Verso de la pochette de l’album "Kollaps" d’Einstürzende Neubauten (Zickzack) - 1981
Einstürzende Neubauten est le groupe que j’ai le plus vu en concerts, au minimum une quinzaine de fois, dont la première fut en 1989 aux Transmuscales de Rennes, juste après la prestation du groupe alternatif Les VRP qui interprètent Alexandrie Alexandra (sic). Neubauten, en live, c’est une expérience unique, tant musical que visuel. Voir sur scène tous le matos du groupe est déjà une œuvre d’art, c’est une installation digne d’une œuvre contemporaine. A noter qu'ils seront en tournée européenne à partir du 5 septembre 2024. Avec deux dates en France: le 26 octobre 2024 au Bikini à Toulouse et le 27 octobre à La Cigale à Paris.
En parallèle à Einstürzende Neubauten, Blixa Bargeld, a aussi été de 1984 à 2003, le guitariste de Nick Cave dans les Bad Seeds. Jouer dans les Bad Seeds lui permettait de gagner plus d’argent, réinvesti dans Neubauten. Enfin, de par sa longue carrière, Blixa Bargeld a fait de nombreuses collaborations (la liste est trop longue), dont en 2013, la bande sonore pour la pièce de théâtre Ingiuria, (je n’ai pas trouvé le nom du metteur en scène). Sur ce projet il fait la connaissance du compositeur italien Teho Teardo également aux commandes de la bande son. La bande sonore de la pièce est sorti en disque sous le titre de Still Smiling avec en prime sur l’album, les musiciens du Balanescu Quartet.

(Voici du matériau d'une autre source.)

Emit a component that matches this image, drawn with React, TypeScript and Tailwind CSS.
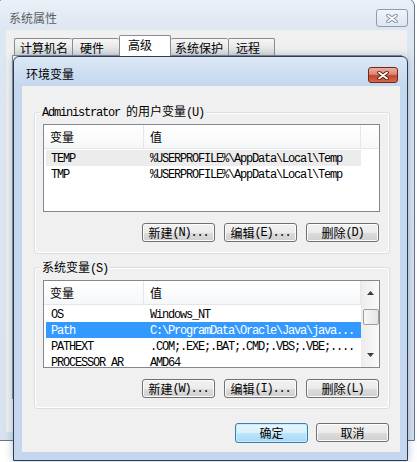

"Still Smiling" de Teho Teardo & Blixa Bargeld (Spècula) - 2013
"Nerissimo" de Teho Teardo & Blixa Bargeld (Spècula) - 2016
Teho Teardo a commencé sa carrière musicale au sein du groupe métal indus, Meathead. Ensuite, changement de registre, pour devenir compositeur de B.O. de films. Il a reçu plusieurs prix, dont le prix Ennio Morricone au festival du film italien. La collaboration entre Bargeld et Teardo se passe si bien, qu’en 2016 ils composent l’album Nerissimo, sans oublier deux EP. Avec tous ses morceaux en poche, le duo va partir en tournée européenne, dont Berlin (la ville de Blixa) et Rome (la ville de Teho). De cette tournée, c’est le concert du 6 décembre 2022 au Sonic Morgue à Berlin qui a été choisi pour la sortie physique en double album vinyle et CD, sobrement titré Live In Berlin. Notre duo est accompagné de six musiciens classiques-contemporain dont l’Oriel Quartett. A ce stade de la chronique, je n’ai pas présenté le style de musique qui jailli de cette collaboration Rome-Berlin. Nos deux compositeurs se sont rencontrés dans le milieu du théâtre, leur musique a justement un coté théâtral, à écouter confortablement dans un fauteuil en velours rouge. Blixa Bargeld est au chant, parfois proche du spoken word. Son chant est posé et mélodique. Les textes sont en allemand, en anglais et en italien. On sent son souffle, sa présence, Blixa est habité par ces morceaux composés avec Teho Teardo, ici à la guitare baryton et aux effets électroniques. Complété par l’Oriel Quartett (violons, alto, violoncelle), de Laura Bisceglia (violoncelle, cloches), Gabriele Coen (clarinette), les compos dégagent une forte présence, parfois proche du religieux. On est attentif à l’ambiance sérieuse, mélancolique des harmonies. Mélange de musique contemporaine, d’illustration sonore, une touche d’électronique, l’ensemble donne une force motrice qui communique en nous instantanément. Bref, une belle collaboration européenne. Juste une petite remarque, dommage qu’il n’y est pas dans le disque, un livret, des photos, visuelles du concert, voire de la tournée.